**TO BE DONE:**
List all lines in the material below that contain "components".
--------
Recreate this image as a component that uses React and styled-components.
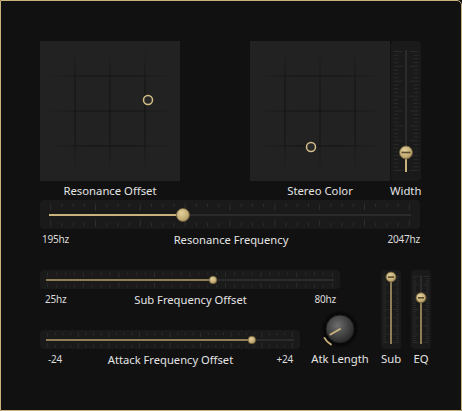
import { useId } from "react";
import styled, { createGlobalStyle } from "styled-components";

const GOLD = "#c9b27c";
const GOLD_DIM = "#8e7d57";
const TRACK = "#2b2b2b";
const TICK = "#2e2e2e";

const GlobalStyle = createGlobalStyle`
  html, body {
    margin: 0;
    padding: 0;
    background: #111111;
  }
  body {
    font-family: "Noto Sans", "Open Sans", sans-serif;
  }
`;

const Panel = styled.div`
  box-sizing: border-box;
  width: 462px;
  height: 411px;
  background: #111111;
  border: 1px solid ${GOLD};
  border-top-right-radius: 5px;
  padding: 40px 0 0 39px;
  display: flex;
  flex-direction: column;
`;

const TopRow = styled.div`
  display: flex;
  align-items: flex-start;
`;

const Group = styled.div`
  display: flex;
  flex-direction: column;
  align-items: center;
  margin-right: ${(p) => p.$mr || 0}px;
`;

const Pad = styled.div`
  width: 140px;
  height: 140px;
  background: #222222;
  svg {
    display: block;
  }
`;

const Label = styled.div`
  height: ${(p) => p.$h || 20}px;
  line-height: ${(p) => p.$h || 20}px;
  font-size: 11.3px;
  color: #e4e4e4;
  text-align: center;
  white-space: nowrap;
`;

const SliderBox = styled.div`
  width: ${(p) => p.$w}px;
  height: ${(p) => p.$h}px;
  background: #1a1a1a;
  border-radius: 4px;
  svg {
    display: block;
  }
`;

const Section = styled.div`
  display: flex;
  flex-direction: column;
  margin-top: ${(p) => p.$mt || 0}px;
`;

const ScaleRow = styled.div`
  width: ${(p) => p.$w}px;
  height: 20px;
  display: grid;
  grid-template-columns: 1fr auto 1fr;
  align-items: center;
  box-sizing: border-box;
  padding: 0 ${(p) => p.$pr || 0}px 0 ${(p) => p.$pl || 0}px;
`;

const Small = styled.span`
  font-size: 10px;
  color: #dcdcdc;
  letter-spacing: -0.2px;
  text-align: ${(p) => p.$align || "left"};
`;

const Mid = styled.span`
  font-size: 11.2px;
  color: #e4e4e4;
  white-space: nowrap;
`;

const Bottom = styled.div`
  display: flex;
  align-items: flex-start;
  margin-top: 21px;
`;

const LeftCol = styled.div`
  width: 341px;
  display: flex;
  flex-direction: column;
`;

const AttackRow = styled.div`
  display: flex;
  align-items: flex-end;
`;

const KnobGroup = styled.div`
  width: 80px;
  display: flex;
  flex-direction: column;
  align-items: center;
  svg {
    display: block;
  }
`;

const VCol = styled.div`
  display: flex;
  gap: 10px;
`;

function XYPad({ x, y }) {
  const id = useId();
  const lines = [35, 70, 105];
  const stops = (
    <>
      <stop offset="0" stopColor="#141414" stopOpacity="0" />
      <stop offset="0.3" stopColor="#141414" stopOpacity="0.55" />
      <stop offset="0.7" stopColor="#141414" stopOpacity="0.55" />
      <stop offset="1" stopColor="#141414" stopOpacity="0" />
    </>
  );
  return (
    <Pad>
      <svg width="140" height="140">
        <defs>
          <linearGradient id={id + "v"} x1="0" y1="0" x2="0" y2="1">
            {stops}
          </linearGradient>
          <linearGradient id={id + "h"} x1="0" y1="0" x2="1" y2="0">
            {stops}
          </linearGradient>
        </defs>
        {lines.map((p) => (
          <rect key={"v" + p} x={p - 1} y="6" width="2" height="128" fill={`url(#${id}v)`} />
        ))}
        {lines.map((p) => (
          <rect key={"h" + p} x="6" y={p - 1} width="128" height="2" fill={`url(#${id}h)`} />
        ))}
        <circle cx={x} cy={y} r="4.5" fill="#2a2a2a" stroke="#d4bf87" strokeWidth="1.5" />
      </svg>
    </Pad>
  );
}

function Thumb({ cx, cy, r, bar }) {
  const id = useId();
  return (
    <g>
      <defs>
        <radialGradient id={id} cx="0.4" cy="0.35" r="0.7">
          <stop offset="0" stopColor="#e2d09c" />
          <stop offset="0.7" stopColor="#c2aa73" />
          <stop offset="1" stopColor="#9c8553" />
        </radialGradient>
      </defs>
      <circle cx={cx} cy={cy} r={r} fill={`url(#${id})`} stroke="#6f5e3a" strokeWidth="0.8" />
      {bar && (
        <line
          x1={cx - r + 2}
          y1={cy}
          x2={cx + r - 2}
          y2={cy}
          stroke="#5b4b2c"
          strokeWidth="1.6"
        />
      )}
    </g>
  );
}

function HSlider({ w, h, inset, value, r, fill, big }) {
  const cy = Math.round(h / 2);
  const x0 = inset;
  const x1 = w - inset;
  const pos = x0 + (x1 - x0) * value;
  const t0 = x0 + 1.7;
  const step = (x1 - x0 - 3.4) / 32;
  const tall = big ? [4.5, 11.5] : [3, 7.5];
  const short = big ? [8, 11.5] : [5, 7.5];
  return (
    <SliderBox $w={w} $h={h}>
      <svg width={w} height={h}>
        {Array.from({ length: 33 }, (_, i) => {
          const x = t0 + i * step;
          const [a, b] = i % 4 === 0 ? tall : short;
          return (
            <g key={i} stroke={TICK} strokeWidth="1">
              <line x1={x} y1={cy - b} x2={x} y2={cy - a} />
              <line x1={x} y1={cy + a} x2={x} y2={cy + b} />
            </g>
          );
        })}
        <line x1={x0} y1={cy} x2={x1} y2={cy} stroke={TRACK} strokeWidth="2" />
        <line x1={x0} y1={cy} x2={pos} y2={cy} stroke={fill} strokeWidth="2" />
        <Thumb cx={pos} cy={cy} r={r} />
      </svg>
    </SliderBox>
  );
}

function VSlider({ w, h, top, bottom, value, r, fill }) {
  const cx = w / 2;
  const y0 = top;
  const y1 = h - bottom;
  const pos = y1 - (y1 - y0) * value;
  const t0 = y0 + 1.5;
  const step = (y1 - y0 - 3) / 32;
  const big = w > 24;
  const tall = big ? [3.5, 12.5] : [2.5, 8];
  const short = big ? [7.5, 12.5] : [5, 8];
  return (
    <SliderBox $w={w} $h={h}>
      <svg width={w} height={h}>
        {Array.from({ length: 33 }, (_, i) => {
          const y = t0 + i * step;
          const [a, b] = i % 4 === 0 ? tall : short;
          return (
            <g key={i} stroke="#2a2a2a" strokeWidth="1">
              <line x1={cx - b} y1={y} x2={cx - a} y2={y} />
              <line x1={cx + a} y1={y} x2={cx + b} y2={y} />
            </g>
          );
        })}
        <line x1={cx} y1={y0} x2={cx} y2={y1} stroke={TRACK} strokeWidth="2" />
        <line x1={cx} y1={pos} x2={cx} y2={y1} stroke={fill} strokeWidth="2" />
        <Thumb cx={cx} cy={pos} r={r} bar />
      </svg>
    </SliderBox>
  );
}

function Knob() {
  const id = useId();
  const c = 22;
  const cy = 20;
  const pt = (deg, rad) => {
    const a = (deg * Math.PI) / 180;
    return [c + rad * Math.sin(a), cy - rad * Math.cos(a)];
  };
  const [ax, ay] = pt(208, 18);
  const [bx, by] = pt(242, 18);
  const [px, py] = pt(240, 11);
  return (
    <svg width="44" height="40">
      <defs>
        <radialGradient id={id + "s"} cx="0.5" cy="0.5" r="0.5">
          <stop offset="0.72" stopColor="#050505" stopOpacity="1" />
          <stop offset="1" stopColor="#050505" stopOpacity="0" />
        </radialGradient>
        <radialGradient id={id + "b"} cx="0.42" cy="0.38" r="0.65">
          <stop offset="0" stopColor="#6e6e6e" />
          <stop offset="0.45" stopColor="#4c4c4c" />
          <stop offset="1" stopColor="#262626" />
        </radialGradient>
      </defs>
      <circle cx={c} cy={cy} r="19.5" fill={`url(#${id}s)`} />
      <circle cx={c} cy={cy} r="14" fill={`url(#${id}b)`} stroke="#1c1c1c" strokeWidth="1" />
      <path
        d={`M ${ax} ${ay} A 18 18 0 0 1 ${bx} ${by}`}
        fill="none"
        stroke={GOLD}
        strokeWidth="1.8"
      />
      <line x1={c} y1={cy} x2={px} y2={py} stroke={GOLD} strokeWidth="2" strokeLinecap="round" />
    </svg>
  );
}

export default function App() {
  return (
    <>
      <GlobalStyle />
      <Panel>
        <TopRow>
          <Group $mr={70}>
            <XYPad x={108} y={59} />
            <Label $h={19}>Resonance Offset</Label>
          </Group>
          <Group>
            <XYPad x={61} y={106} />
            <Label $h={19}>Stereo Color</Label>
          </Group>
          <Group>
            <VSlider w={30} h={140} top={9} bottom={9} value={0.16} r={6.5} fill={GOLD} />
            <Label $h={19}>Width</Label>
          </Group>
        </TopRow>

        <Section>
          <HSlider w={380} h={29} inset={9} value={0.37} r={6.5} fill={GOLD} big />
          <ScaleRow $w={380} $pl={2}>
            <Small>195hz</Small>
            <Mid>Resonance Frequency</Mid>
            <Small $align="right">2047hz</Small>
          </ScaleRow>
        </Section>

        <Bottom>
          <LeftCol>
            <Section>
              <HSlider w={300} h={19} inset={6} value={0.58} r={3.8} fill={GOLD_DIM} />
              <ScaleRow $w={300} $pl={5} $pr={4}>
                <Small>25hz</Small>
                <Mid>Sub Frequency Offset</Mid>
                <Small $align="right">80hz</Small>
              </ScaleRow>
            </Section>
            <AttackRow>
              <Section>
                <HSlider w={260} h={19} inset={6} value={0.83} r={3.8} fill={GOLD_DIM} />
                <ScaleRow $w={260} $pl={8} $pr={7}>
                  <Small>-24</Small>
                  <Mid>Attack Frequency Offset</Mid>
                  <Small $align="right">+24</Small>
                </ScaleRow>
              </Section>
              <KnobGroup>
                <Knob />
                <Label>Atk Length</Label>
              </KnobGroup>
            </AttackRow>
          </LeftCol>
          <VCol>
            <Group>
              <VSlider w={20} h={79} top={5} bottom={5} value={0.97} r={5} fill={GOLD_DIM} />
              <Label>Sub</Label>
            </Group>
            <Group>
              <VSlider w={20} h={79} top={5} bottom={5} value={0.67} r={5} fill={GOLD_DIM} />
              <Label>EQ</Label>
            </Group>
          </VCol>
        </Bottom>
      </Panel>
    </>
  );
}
--------
**RESULT OF THE TASK:**
Recreate this image as a component that uses React and styled-components.
import styled, { createGlobalStyle } from "styled-components";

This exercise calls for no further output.